▶ _Problem description_
Your job is to retype all of the data word for word, leaving every image out.

╭──

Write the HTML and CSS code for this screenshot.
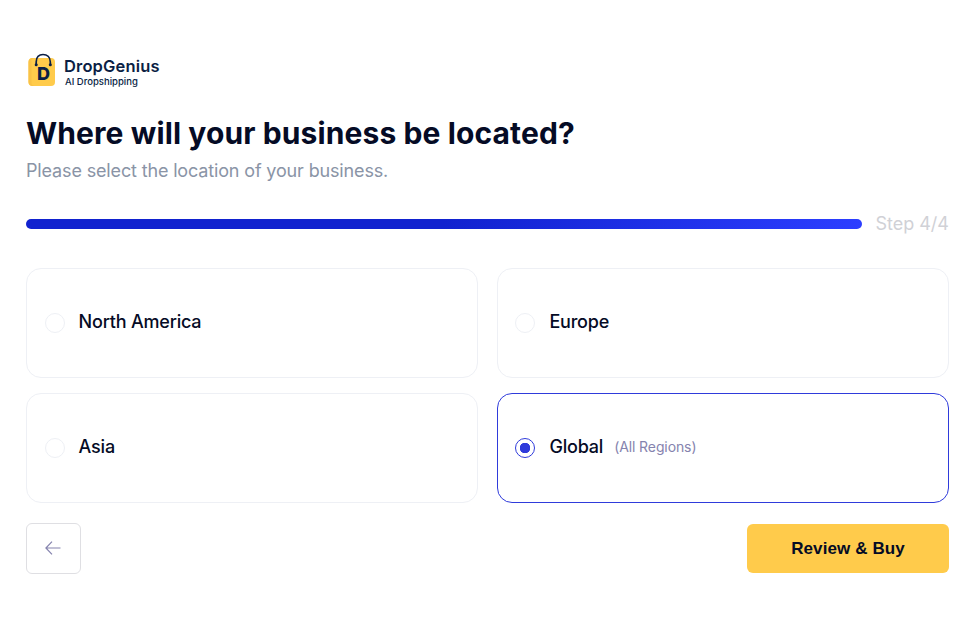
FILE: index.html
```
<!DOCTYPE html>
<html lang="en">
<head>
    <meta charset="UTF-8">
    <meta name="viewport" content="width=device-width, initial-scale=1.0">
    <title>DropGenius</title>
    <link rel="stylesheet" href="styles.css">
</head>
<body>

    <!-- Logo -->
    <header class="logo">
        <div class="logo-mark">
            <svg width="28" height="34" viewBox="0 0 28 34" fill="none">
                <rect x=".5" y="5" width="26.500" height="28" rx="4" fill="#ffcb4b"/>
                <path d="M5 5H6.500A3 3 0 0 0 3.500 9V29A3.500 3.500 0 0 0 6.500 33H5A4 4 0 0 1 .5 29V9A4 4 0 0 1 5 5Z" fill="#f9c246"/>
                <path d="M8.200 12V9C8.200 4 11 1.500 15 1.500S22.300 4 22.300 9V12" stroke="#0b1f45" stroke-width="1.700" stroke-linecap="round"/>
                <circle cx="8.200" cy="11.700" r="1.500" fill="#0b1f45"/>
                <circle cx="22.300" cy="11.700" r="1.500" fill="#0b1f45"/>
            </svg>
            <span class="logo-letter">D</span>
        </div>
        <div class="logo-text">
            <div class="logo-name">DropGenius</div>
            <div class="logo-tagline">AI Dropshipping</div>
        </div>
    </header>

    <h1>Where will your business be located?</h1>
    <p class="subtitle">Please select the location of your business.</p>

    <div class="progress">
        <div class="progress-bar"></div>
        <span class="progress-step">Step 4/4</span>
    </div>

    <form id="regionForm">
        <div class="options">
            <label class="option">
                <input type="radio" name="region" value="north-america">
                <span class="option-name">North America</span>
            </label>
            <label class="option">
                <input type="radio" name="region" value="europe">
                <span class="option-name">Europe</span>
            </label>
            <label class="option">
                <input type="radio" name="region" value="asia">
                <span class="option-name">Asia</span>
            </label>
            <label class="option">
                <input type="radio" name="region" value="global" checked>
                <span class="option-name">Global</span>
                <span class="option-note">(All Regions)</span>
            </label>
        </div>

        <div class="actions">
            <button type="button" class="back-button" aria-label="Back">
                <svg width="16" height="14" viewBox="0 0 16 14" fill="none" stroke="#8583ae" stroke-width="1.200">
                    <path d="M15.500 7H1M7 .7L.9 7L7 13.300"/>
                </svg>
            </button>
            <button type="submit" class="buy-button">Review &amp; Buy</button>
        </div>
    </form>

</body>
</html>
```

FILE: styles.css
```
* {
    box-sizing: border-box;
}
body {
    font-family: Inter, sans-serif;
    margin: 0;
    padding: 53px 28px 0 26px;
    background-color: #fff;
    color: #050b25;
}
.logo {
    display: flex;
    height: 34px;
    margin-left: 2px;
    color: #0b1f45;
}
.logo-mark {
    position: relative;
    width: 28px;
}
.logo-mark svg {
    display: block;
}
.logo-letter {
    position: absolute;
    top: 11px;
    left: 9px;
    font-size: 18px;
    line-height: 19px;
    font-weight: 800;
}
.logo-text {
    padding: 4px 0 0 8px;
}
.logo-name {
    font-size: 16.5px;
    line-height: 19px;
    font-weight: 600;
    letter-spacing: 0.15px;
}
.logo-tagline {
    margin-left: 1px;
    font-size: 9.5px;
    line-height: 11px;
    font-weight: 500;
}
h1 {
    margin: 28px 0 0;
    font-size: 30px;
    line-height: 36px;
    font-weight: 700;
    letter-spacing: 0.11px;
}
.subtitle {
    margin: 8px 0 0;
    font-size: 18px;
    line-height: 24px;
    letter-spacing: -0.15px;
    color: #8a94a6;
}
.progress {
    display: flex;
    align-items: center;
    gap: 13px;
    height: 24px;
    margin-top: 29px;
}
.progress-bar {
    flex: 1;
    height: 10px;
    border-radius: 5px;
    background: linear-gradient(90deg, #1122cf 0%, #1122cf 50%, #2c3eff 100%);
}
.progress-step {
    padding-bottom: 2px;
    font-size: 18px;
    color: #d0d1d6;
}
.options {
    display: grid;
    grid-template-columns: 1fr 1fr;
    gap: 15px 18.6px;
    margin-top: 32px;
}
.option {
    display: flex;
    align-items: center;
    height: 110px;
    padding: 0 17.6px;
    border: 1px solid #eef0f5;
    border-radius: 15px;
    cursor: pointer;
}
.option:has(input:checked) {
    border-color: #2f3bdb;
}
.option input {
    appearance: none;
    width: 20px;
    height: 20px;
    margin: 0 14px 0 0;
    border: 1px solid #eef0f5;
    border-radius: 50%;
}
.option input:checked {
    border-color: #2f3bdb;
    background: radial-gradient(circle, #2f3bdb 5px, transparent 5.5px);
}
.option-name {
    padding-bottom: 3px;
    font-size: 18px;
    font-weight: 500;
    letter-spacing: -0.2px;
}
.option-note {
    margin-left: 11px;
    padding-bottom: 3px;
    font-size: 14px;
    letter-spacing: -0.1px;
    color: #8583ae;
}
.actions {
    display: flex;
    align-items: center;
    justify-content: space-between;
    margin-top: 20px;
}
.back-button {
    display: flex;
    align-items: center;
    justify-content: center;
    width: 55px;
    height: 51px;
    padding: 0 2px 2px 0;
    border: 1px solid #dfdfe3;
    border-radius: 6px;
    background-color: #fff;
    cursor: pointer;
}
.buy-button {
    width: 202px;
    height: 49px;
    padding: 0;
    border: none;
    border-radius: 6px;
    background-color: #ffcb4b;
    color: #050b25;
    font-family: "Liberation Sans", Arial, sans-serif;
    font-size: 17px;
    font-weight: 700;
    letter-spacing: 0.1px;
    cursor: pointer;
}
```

╰──

▶ _Task answer_
Write the HTML and CSS code for this screenshot.
FILE: index.html
```
<!DOCTYPE html>
<html lang="en">
<head>
    <meta charset="UTF-8">
    <meta name="viewport" content="width=device-width, initial-scale=1.0">
    <title>DropGenius</title>
    <link rel="stylesheet" href="styles.css">
</head>
<body>

    <!-- Logo -->
    <header class="logo">
        <div class="logo-mark">
            <svg width="28" height="34" viewBox="0 0 28 34" fill="none">
                <rect x=".5" y="5" width="26.500" height="28" rx="4" fill="#ffcb4b"/>
                <path d="M5 5H6.500A3 3 0 0 0 3.500 9V29A3.500 3.500 0 0 0 6.500 33H5A4 4 0 0 1 .5 29V9A4 4 0 0 1 5 5Z" fill="#f9c246"/>
                <path d="M8.200 12V9C8.200 4 11 1.500 15 1.500S22.300 4 22.300 9V12" stroke="#0b1f45" stroke-width="1.700" stroke-linecap="round"/>
                <circle cx="8.200" cy="11.700" r="1.500" fill="#0b1f45"/>
                <circle cx="22.300" cy="11.700" r="1.500" fill="#0b1f45"/>
            </svg>
            <span class="logo-letter">D</span>
        </div>
        <div class="logo-text">
            <div class="logo-name">DropGenius</div>
            <div class="logo-tagline">AI Dropshipping</div>
        </div>
    </header>

    <h1>Where will your business be located?</h1>
    <p class="subtitle">Please select the location of your business.</p>

    <div class="progress">
        <div class="progress-bar"></div>
        <span class="progress-step">Step 4/4</span>
    </div>

    <form id="regionForm">
        <div class="options">
            <label class="option">
                <input type="radio" name="region" value="north-america">
                <span class="option-name">North America</span>
            </label>
            <label class="option">
                <input type="radio" name="region" value="europe">
                <span class="option-name">Europe</span>
            </label>
            <label class="option">
                <input type="radio" name="region" value="asia">
                <span class="option-name">Asia</span>
            </label>
            <label class="option">
                <input type="radio" name="region" value="global" checked>
                <span class="option-name">Global</span>
                <span class="option-note">(All Regions)</span>
            </label>
        </div>

        <div class="actions">
            <button type="button" class="back-button" aria-label="Back">
                <svg width="16" height="14" viewBox="0 0 16 14" fill="none" stroke="#8583ae" stroke-width="1.200">
                    <path d="M15.500 7H1M7 .7L.9 7L7 13.300"/>
                </svg>
            </button>
            <button type="submit" class="buy-button">Review &amp; Buy</button>
        </div>
    </form>

</body>
</html>
```

FILE: styles.css
```
* {
    box-sizing: border-box;
}
body {
    font-family: Inter, sans-serif;
    margin: 0;
    padding: 53px 28px 0 26px;
    background-color: #fff;
    color: #050b25;
}
.logo {
    display: flex;
    height: 34px;
    margin-left: 2px;
    color: #0b1f45;
}
.logo-mark {
    position: relative;
    width: 28px;
}
.logo-mark svg {
    display: block;
}
.logo-letter {
    position: absolute;
    top: 11px;
    left: 9px;
    font-size: 18px;
    line-height: 19px;
    font-weight: 800;
}
.logo-text {
    padding: 4px 0 0 8px;
}
.logo-name {
    font-size: 16.5px;
    line-height: 19px;
    font-weight: 600;
    letter-spacing: 0.15px;
}
.logo-tagline {
    margin-left: 1px;
    font-size: 9.5px;
    line-height: 11px;
    font-weight: 500;
}
h1 {
    margin: 28px 0 0;
    font-size: 30px;
    line-height: 36px;
    font-weight: 700;
    letter-spacing: 0.11px;
}
.subtitle {
    margin: 8px 0 0;
    font-size: 18px;
    line-height: 24px;
    letter-spacing: -0.15px;
    color: #8a94a6;
}
.progress {
    display: flex;
    align-items: center;
    gap: 13px;
    height: 24px;
    margin-top: 29px;
}
.progress-bar {
    flex: 1;
    height: 10px;
    border-radius: 5px;
    background: linear-gradient(90deg, #1122cf 0%, #1122cf 50%, #2c3eff 100%);
}
.progress-step {
    padding-bottom: 2px;
    font-size: 18px;
    color: #d0d1d6;
}
.options {
    display: grid;
    grid-template-columns: 1fr 1fr;
    gap: 15px 18.6px;
    margin-top: 32px;
}
.option {
    display: flex;
    align-items: center;
    height: 110px;
    padding: 0 17.6px;
    border: 1px solid #eef0f5;
    border-radius: 15px;
    cursor: pointer;
}
.option:has(input:checked) {
    border-color: #2f3bdb;
}
.option input {
    appearance: none;
    width: 20px;
    height: 20px;
    margin: 0 14px 0 0;
    border: 1px solid #eef0f5;
    border-radius: 50%;
}
.option input:checked {
    border-color: #2f3bdb;
    background: radial-gradient(circle, #2f3bdb 5px, transparent 5.5px);
}
.option-name {
    padding-bottom: 3px;
    font-size: 18px;
    font-weight: 500;
    letter-spacing: -0.2px;
}
.option-note {
    margin-left: 11px;
    padding-bottom: 3px;
    font-size: 14px;
    letter-spacing: -0.1px;
    color: #8583ae;
}
.actions {
    display: flex;
    align-items: center;
    justify-content: space-between;
    margin-top: 20px;
}
.back-button {
    display: flex;
    align-items: center;
    justify-content: center;
    width: 55px;
    height: 51px;
    padding: 0 2px 2px 0;
    border: 1px solid #dfdfe3;
    border-radius: 6px;
    background-color: #fff;
    cursor: pointer;
}
.buy-button {
    width: 202px;
    height: 49px;
    padding: 0;
    border: none;
    border-radius: 6px;
    background-color: #ffcb4b;
    color: #050b25;
    font-family: "Liberation Sans", Arial, sans-serif;
    font-size: 17px;
    font-weight: 700;
    letter-spacing: 0.1px;
    cursor: pointer;
}
```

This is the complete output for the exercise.